Decoupling Self-Worth from Professional Tools
The crucial insight was that his identity did not live in any particular report, spreadsheet, or workflow.
Mark realized that his decades of experience made him uniquely capable of interpreting and challenging AI-generated outputs. His insight did not disappear when a machine drafted a report; it moved up a level. He also saw that people respected him for what he knew and how he led. Refusing to grow with the tools around him undermined that leadership. Modeling learning reinforced it.
AI shifted from “ego threat” to tactical option. The guiding question changed from “Does this diminish me?” to “Does this help us do better work?”
Outcomes of the Mindset Shift: From Observer to Participant
Once Mark’s internal story changed, his behavior followed. He contacted the AI pilot team and offered his department for a low-risk experiment: using the tool to draft a weekly sales report.
The AI’s draft was solid and highlighted trends he had not yet noticed.
The tool took care of repetitive groundwork, while Mark focused on interpretation and strategic recommendations.
His role moved from sole author to editor-in-chief, which felt more engaging and less draining.
His inner voice shifted from “This thing is challenging my worth” to “This is helping me deliver higher-value work.” His team noticed. One colleague said that seeing him try something new made it easier for others to do the same.
Conclusion: The Power to Rewrite the Story
Mark’s experience shows that the real barrier to AI adoption is often not the technology itself, but the story a leader tells about what that technology means. Pride-based narratives, fueled by fears of losing relevance and control, can quietly lock leaders into outdated patterns.

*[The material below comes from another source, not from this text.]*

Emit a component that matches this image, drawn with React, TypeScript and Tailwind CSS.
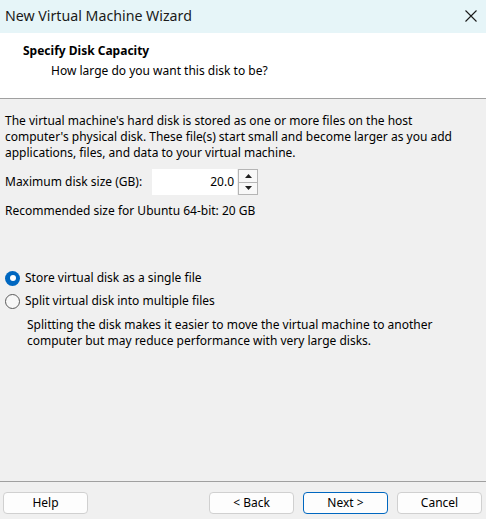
import React from "react";

function Btn({ label, primary }: { label: string; primary?: boolean }) {
  return (
    <button
      className={
        primary
          ? "w-[85px] h-[22px] rounded-[4px] border border-[#0067c0] bg-[#fdfdfd] text-[12px] text-black flex items-center justify-center"
          : "w-[85px] h-[22px] rounded-[4px] border border-[#d0d0d0] bg-[#fdfdfd] text-[12px] text-black flex items-center justify-center"
      }
    >
      {label}
    </button>
  );
}

export default function App() {
  return (
    <div
      className="w-[486px] h-[519px] bg-[#f0f0f0] flex flex-col text-black overflow-hidden"
      style={{ fontFamily: '"Noto Sans", "Open Sans", sans-serif' }}
    >
      {/* Title bar */}
      <div className="h-[33px] bg-[#e6f5f8] flex items-center justify-between pl-[5px] pr-[9px]">
        <span className="text-[14.2px] leading-none text-[#1a1a1a] -mt-[1px]">New Virtual Machine Wizard</span>
        <svg width="12" height="12" viewBox="0 0 12 12" className="-mt-[2px]">
          <path d="M0.5 0.5 L11.5 11.5 M11.5 0.5 L0.5 11.5" stroke="#1a1a1a" strokeWidth="1.1" fill="none" />
        </svg>
      </div>

      {/* Header */}
      <div className="h-[66px] bg-white border-b border-[#a0a0a0] pt-[10px]">
        <div className="pl-[23px] text-[12px] font-bold leading-[16px]">Specify Disk Capacity</div>
        <div className="pl-[51px] mt-[4px] text-[12px] leading-[16px]">How large do you want this disk to be?</div>
      </div>

      {/* Body */}
      <div className="flex-1 pt-[14px] px-[5px] text-[12px] leading-[16px]">
        <p>
          The virtual machine's hard disk is stored as one or more files on the host
          <br />
          computer's physical disk. These file(s) start small and become larger as you add
          <br />
          applications, files, and data to your virtual machine.
        </p>

        <div className="mt-[8px] flex items-center h-[26px]">
          <span className="w-[147px]">Maximum disk size (GB):</span>
          <div className="w-[85px] h-[26px] bg-white flex items-center justify-end pr-[3px]">
            <span className="text-[12px]">20.0</span>
          </div>
          <div className="ml-[1px] w-[20px] h-[26px] flex flex-col border border-[#b5b5b5] bg-[#f0f0f0]">
            <div className="flex-1 flex items-center justify-center border-b border-[#b5b5b5] bg-[#f8f8f8]">
              <svg width="7" height="4" viewBox="0 0 7 4"><path d="M3.5 0 L7 4 L0 4 Z" fill="#202020" /></svg>
            </div>
            <div className="flex-1 flex items-center justify-center bg-[#f8f8f8]">
              <svg width="7" height="4" viewBox="0 0 7 4"><path d="M0 0 L7 0 L3.5 4 Z" fill="#202020" /></svg>
            </div>
          </div>
        </div>

        <div className="mt-[8px]">Recommended size for Ubuntu 64-bit: 20 GB</div>

        <div className="mt-[51px] flex items-center h-[16px]">
          <span className="w-[15px] h-[15px] rounded-full bg-[#0067c0] flex items-center justify-center">
            <span className="w-[6px] h-[6px] rounded-full bg-white" />
          </span>
          <span className="ml-[5px]">Store virtual disk as a single file</span>
        </div>
        <div className="mt-[7px] flex items-center h-[16px]">
          <span className="w-[15px] h-[15px] rounded-full border border-[#5a5a5a] bg-[#f7f7f7]" />
          <span className="ml-[5px]">Split virtual disk into multiple files</span>
        </div>
        <p className="mt-[8px] pl-[22px]">
          Splitting the disk makes it easier to move the virtual machine to another
          <br />
          computer but may reduce performance with very large disks.
        </p>
      </div>

      {/* Footer */}
      <div className="h-[38px] border-t border-[#a0a0a0] flex items-start pt-[10px] pl-[3px] pr-[4px]">
        <Btn label="Help" />
        <div className="flex-1" />
        <div className="flex gap-[9px]">
          <Btn label="< Back" />
          <Btn label="Next >" primary />
          <Btn label="Cancel" />
        </div>
      </div>
    </div>
  );
}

Becoming an adaptive, AI-savvy leader starts with honest self-examination: noticing internal scripts, naming the fears beneath them, and deliberately constructing a new narrative that preserves identity while embracing new tools. When leaders do this work, AI stops being a verdict on their past and becomes a lever for their future.
The payoff is both personal and organizational: less anxiety, more experimentation, stronger leadership, and a culture better prepared to evolve. The real transformation is not simply from non-user to user, but from prideful observer to active participant in shaping how new technology is used.